Nonas’s concern with space was honed by his experience of the American Southwest, where he embedded with Native Americans as an anthropologist in the early 1960s. Settling in downtown Manhattan in 1970, he quickly became involved with 112 Greene Street, an artist-run gallery traversed by such figures as Gordon Matta-Clark, Richard Serra and Trisha Brown. Like 112 Greene, which countered the white-cube aesthetic of uptown galleries, Nonas’s materials oppose the slick plastics and shiny metals favored by some members of Minimalism’s first wave. His work partakes in the sensuousness not of the high-tech but of the organic: the furrows of unfinished wood, the flush of gently rusted steel.

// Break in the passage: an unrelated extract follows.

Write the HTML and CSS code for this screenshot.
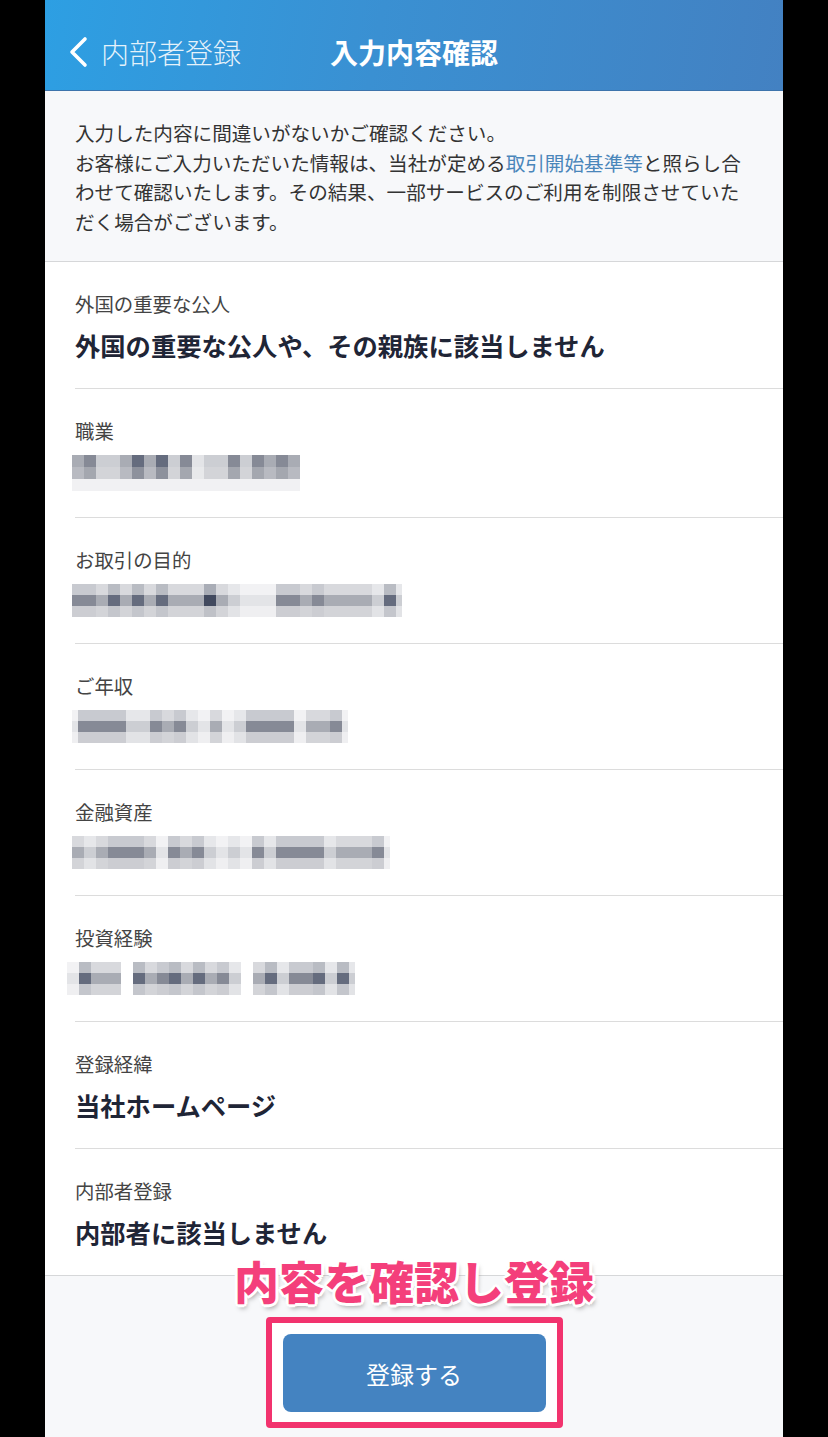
FILE: index.html
```html
<!DOCTYPE html>
<html lang="ja">

<head>
    <meta charset="UTF-8">
    <meta name="viewport" content="width=device-width, initial-scale=1.0">
    <title>入力内容確認</title>
    <link rel="stylesheet" href="styles.css">
</head>

<body>
    <div class="page">
        <header class="top-bar">
            <a class="back-link" href="#">
                <svg class="chevron" width="22" height="32" viewBox="0 0 22 32">
                    <path d="M18 3 L5 16 L18 29" fill="none" stroke="#fff" stroke-width="3.6" stroke-linecap="round" stroke-linejoin="round" />
                </svg>
                <span>内部者登録</span>
            </a>
            <h1 class="title">入力内容確認</h1>
            <div></div>
        </header>

        <section class="intro">
            <p>入力した内容に間違いがないかご確認ください。<br>お客様にご入力いただいた情報は、当社が定める<a href="#">取引開始基準等</a>と照らし合わせて確認いたします。その結果、一部サービスのご利用を制限させていただく場合がございます。</p>
        </section>

        <section class="items">
            <div class="item">
                <div class="item-label">外国の重要な公人</div>
                <div class="item-value">外国の重要な公人や、その親族に該当しません</div>
            </div>

            <div class="item">
                <div class="item-label">職業</div>
                <!-- blurred values -->
                <div class="mosaic tall">
                    <i class="c3"></i><i class="c4"></i><i class="c2"></i><i class="c2"></i><i class="c3"></i><i class="c5"></i><i class="c3"></i><i class="c5"></i><i class="c2"></i><i class="c4"></i><i class="c1"></i><i class="c2"></i><i class="c2"></i><i class="c4"></i><i class="c2"></i><i class="c4"></i><i class="c3"></i><i class="c4"></i><i class="c3"></i>
                </div>
            </div>

            <div class="item">
                <div class="item-label">お取引の目的</div>
                <div class="mosaic">
                    <i class="c4"></i><i class="c4"></i><i class="c3"></i><i class="c5"></i><i class="c3"></i><i class="c5"></i><i class="c3"></i><i class="c5"></i><i class="c3"></i><i class="c3"></i><i class="c3"></i><i class="c6"></i><i class="c3"></i><i class="c2"></i><i class="c1"></i><i class="c1"></i><i class="c1"></i><i class="c4"></i><i class="c4"></i><i class="c3"></i><i class="c4"></i><i class="c3"></i><i class="c3"></i><i class="c3"></i><i class="c3"></i><i class="c2"></i><i class="c5"></i><i class="c2 half"></i>
                </div>
            </div>

            <div class="item">
                <div class="item-label">ご年収</div>
                <div class="mosaic">
                    <i class="c1 half"></i><i class="c4"></i><i class="c4"></i><i class="c4"></i><i class="c4"></i><i class="c2"></i><i class="c2"></i><i class="c4"></i><i class="c3"></i><i class="c4"></i><i class="c2"></i><i class="c1"></i><i class="c3"></i><i class="c1"></i><i class="c2"></i><i class="c4"></i><i class="c4"></i><i class="c4"></i><i class="c4"></i><i class="c1"></i><i class="c3"></i><i class="c3"></i><i class="c4"></i><i class="c1 half"></i>
                </div>
            </div>

            <div class="item">
                <div class="item-label">金融資産</div>
                <div class="mosaic">
                    <i class="c3"></i><i class="c2"></i><i class="c3"></i><i class="c4"></i><i class="c4"></i><i class="c4"></i><i class="c3"></i><i class="c1"></i><i class="c4"></i><i class="c3"></i><i class="c4"></i><i class="c2"></i><i class="c1"></i><i class="c2"></i><i class="c1"></i><i class="c4"></i><i class="c2"></i><i class="c4"></i><i class="c4"></i><i class="c4"></i><i class="c4"></i><i class="c2"></i><i class="c3"></i><i class="c3"></i><i class="c3"></i><i class="c4"></i><i class="c1 half"></i>
                </div>
            </div>

            <div class="item">
                <div class="item-label">投資経験</div>
                <div class="mosaic shift">
                    <i class="c1"></i><i class="c5"></i><i class="c3"></i><i class="c3"></i><i class="c3 half"></i><i class="c0"></i><i class="c5"></i><i class="c3"></i><i class="c4"></i><i class="c5"></i><i class="c3"></i><i class="c5"></i><i class="c3"></i><i class="c4"></i><i class="c2"></i><i class="c0"></i><i class="c3"></i><i class="c5"></i><i class="c2"></i><i class="c4"></i><i class="c4"></i><i class="c5"></i><i class="c2"></i><i class="c5"></i><i class="c2 half"></i>
                </div>
            </div>

            <div class="item">
                <div class="item-label">登録経緯</div>
                <div class="item-value">当社ホームページ</div>
            </div>

            <div class="item last">
                <div class="item-label">内部者登録</div>
                <div class="item-value">内部者に該当しません</div>
            </div>
        </section>

        <footer class="actions">
            <div class="note">内容を確認し登録</div>
            <div class="highlight">
                <button class="submit-btn">登録する</button>
            </div>
        </footer>
    </div>
</body>

</html>
```

FILE: styles.css
```css
body {
    margin: 0;
    background-color: #000;
    font-family: "Noto Sans CJK JP", "Noto Sans", sans-serif;
    color: #333;
}

.page {
    width: 738px;
    margin: 0 auto;
    background: #fff;
}

/* header */
.top-bar {
    height: 76px;
    padding-top: 14px;
    display: grid;
    grid-template-columns: 1fr auto 1fr;
    align-items: center;
    background: linear-gradient(100deg, #2d9fe3 0%, #3a90d2 45%, #4381c2 100%);
    border-bottom: 1px solid #3d74ac;
}

.back-link {
    display: flex;
    align-items: center;
    gap: 12px;
    padding-left: 22px;
    color: rgba(255, 255, 255, 0.88);
    text-decoration: none;
    font-size: 28px;
    font-weight: 300;
}

.chevron {
    display: block;
}

.title {
    margin: 0;
    color: #fff;
    font-size: 28px;
    font-weight: bold;
}

/* intro text */
.intro {
    background: #f7f8fa;
    padding: 27px 30px 25px;
    border-bottom: 1px solid #d6d7d9;
}

.intro p {
    margin: 0;
    font-size: 19.6px;
    line-height: 29.5px;
    color: #333;
}

.intro a {
    color: #4a86ba;
    text-decoration: none;
}

/* confirmation rows */
.item {
    margin-left: 30px;
    padding: 28px 30px 26px 0;
    border-bottom: 1px solid #dcdcdc;
}

.item.last {
    border-bottom: none;
}

.item-label {
    font-size: 19.4px;
    line-height: 28px;
    margin-bottom: 10px;
    color: #444;
}

.item-value {
    font-size: 25.3px;
    line-height: 34px;
    font-weight: bold;
    color: #1f2536;
}

.mosaic {
    display: flex;
    height: 33px;
    margin: 1px 0 0 -3px;
}

.mosaic.shift {
    margin-left: -8px;
}

.mosaic i {
    width: 12px;
    flex-shrink: 0;
    background: linear-gradient(var(--t) 0 11px, var(--m) 11px 22px, var(--b) 22px);
}

.mosaic i.half {
    width: 6px;
}

.mosaic.tall {
    height: 36px;
    margin-top: 4px;
}

.mosaic.tall i {
    background: linear-gradient(var(--m) 0 12px, var(--h) 12px 24px, #f1f1f3 24px);
}

.c0 { --t: #fff; --m: #fff; --h: #fff; --b: #fff; }
.c1 { --t: #f2f2f4; --m: #e3e4e7; --h: #e8e9eb; --b: #efeff1; }
.c2 { --t: #e6e7ea; --m: #ccced3; --h: #d3d4d8; --b: #e2e3e6; }
.c3 { --t: #d8d9dd; --m: #a9acb4; --h: #b8bac1; --b: #d3d4d8; }
.c4 { --t: #c8cad0; --m: #868a96; --h: #a4a7af; --b: #cccdd2; }
.c5 { --t: #b9bcc3; --m: #656c7e; --h: #8d919c; --b: #c4c6cc; }
.c6 { --t: #a9adb6; --m: #424a5f; --h: #7d8290; --b: #bfc1c7; }

/* bottom action area */
.actions {
    position: relative;
    background: #f7f8fa;
    border-top: 1px solid #d6d7d9;
    padding: 41px 0 24px;
    display: flex;
    justify-content: center;
}

.note {
    position: absolute;
    top: -20px;
    left: 0;
    right: 0;
    text-align: center;
    font-size: 45px;
    line-height: 50px;
    font-weight: 900;
    color: #f43f7b;
    text-shadow: 3px 0 #fff, -3px 0 #fff, 0 3px #fff, 0 -3px #fff,
        2px 2px #fff, -2px -2px #fff, 2px -2px #fff, -2px 2px #fff,
        2px 4px 5px rgba(0, 0, 0, 0.35);
}

.highlight {
    border: 6px solid #f2336e;
    border-radius: 4px;
    background: #fff;
    padding: 11px 11px 10px;
}

.submit-btn {
    display: block;
    width: 263px;
    height: 78px;
    border: none;
    border-radius: 8px;
    background: #4483c1;
    color: #fff;
    font-family: inherit;
    font-size: 24px;
    cursor: pointer;
}
```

Nonas’s latest show comprised over 50 works, spanning 1970 to 2014. Its temporal reach elicited a retrospective logic, with the attendant expectation of a mappable formal progression. Yet the material and morphological consistency of the work on view disallowed narrativization, collapsing the present onto four decades past. Each piece disposes solid geometries—cubes, polygons, etc.—in arrangements that dispense with the pedestal. Placed on the floor, buttressed by a wall, or set in the seam between the two, they claim coextensiveness with the viewer. Dense and compact, most lack a particular orientation and a sense of enclosed space. All are committed to a self-evidence of form and facture meant to thwart analysis.
Skid (New-Word Chaser Series), 2014, condenses these concerns. The work encompasses nine evenly spaced steel units that extend diagonally from the gallery’s door to its backmost room. Each unit consists of two upright slabs that meet in a “T.” The piece reads as a variant on Nonas’s 1970 Blocks of Wood (Light to Dark, Dark to Light), 17 wooden blocks aligned on the bias and exhibited in 112 Greene’s inaugural show (though not on view here). Both works make visual common sense in that they cleave to the Minimalist logic of “one thing after another.” The continuities between the two instance the peculiar achronology of Nonas’s art, which adopts strategies (seriality, sited-ness and so forth) only to endlessly rehearse them, as if stuck in a loop. Figured by Nonas, the field of Minimalism becomes an enclosure, self-contained and strangely timeless.
Striking, too, is the work’s scale, which is often emphatically small, reminiscent of an early Richard Tuttle or Joel Shapiro. Heightening our awareness of their spatial setting while rarely commanding much space, Nonas’s sculptures thematize their own contingency. Deadfall (1975) finds two midsize steel triangles stacked on the floor. Cut from a single square, then slightly trimmed, their subtle misalignments enact the dialectic of “almost clarity” and “not quite confusion” that Nonas, in his words, hoped to achieve. If, in 2014, his rhetoric of presence rings somewhat hollow, it’s because sculpture has moved so far beyond the utopian project inherent to Minimalism’s initial years: its promise of a sensory fullness that our mediated landscape seems to foreclose.